We did not find information on the NVIDIA documentation about how to proceed with what is explained in that blog: http://cedric-augonnet.com/declaring-dependencies-with-cudastreamwaitevent/
We have an iterative application, where on each iteration we execute the same kernels and memory transfers, for different data.
In some parts of the code, before writing results into CPU, we execute some independent kernels, that can be executed in parallel (if there are resources). Some of them are very small and executing in parallel we skip the wait time between kernels.
To do so, we use a fork join strategy in which we have pre allocated N streams, besides the main one, and N*2 events.
The first N events are used to fork: we synchronize each of the N additional streams with the main stream, before anything enqueued in the additional streams executes.
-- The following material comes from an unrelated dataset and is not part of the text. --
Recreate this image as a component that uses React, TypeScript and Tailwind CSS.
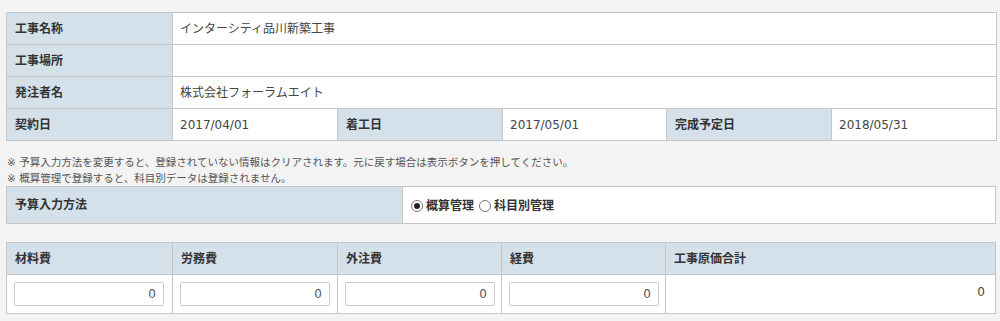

The second set of N events is used to join: we make sure that anything enqueued in the main stream will not execute until everything in the N additional streams is executed.
We follow the strategy explained in the link above, except for the fact that we preallocate all the events and streams, and reuse them on each iteration.
Is this approach conceptually correct?
We had some cuda errors shown on NSIGHT, if we did the following:
1 record an event “A” on the main stream
2 enqueue a cudaStreamWaitEvent on each of the N streams, always using the same event “A”.
Is this approach incorrect? We have some other parts of the code that do that, and they don’t tirgger any errors on NSIGHT. The main difference is that the event is used with cudaStreamWaitEvent only with two or three streams (max(N)=3). In the first case we explained, N=13.